Function Equivalence with Symbolic Execution

April 16, 2021 | 12 – 1 pm EDT | LINK

Kennon Bittick
Research Scientist – GTRI CIPHER

Cybersecurity and Privacy Virtual Lecture Series
Co-sponsored by the School of Cybersecurity and Privacy and the Institute for Information Security and Privacy


Abstract:

Summarizing and comparing basic blocks or functions across different binaries or between binary and source code has many applications for program verification including verifying compilation, source or binary transformations, identifying patched code, and identifying library functions.

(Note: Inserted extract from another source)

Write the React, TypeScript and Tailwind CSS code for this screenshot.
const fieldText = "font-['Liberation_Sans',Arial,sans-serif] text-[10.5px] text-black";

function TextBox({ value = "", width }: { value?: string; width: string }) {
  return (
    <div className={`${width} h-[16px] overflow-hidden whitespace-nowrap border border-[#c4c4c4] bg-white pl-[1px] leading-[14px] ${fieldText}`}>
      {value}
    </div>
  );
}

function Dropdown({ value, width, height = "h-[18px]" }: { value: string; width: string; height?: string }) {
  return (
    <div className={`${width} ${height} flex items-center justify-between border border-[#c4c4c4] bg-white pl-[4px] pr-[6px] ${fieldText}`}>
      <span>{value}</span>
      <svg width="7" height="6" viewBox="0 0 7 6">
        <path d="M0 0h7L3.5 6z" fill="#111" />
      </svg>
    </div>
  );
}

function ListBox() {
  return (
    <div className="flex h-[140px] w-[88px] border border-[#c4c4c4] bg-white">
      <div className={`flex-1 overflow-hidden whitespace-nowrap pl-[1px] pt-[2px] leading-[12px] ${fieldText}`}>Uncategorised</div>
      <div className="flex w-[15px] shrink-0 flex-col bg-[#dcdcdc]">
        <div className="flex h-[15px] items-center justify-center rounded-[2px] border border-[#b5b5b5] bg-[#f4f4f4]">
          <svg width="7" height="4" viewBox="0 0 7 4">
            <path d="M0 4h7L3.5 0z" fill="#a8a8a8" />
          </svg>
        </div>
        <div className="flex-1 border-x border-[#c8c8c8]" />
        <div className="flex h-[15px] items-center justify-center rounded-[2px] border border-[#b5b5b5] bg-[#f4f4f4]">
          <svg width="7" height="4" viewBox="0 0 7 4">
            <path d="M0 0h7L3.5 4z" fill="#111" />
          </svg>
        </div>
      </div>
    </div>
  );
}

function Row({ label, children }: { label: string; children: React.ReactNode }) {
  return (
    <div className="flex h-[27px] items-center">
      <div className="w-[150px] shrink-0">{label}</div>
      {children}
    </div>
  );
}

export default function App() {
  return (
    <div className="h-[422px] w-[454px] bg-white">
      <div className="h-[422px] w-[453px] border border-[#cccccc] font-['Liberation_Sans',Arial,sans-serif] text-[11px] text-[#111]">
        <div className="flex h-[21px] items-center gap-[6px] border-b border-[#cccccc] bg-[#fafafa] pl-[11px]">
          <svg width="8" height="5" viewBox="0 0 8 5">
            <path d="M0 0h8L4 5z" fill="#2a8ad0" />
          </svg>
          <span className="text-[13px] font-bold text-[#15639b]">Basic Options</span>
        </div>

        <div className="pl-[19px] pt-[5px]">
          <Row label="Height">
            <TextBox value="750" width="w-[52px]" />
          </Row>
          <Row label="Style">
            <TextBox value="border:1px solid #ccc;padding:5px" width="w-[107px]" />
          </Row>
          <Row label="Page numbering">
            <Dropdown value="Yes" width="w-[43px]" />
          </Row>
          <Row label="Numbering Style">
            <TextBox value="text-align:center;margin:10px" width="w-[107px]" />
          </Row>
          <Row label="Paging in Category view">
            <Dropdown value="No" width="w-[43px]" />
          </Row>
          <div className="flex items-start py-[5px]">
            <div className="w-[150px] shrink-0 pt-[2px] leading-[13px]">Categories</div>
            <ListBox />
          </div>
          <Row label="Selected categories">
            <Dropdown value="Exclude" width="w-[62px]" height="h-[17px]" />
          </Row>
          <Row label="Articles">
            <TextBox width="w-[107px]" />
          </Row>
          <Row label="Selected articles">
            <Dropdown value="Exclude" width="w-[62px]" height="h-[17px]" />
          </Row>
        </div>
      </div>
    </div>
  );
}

This talk will present IRAD research on using static symbolic execution to prove source and binary function equivalence, with a focus on how breaking up functions or basic blocks into smaller, composable units can make the analysis tractable and bypass many common issues with symbolic execution.

Speaker Bio:

Kennon Bittick is a research scientist in the Software Assurance branch of GTRI. He has been a key technical lead and performer on security analyses of enterprise and embedded systems and has expertise in manual reverse engineering and system analysis, application of enterprise-focused static and dynamic analysis techniques to the embedded domain, and hybrid human-computer software analysis. Kennon holds a Master’s Degree in Computer Science from Georgia Tech and is the principal investigator on a number of internal and sponsored research programs.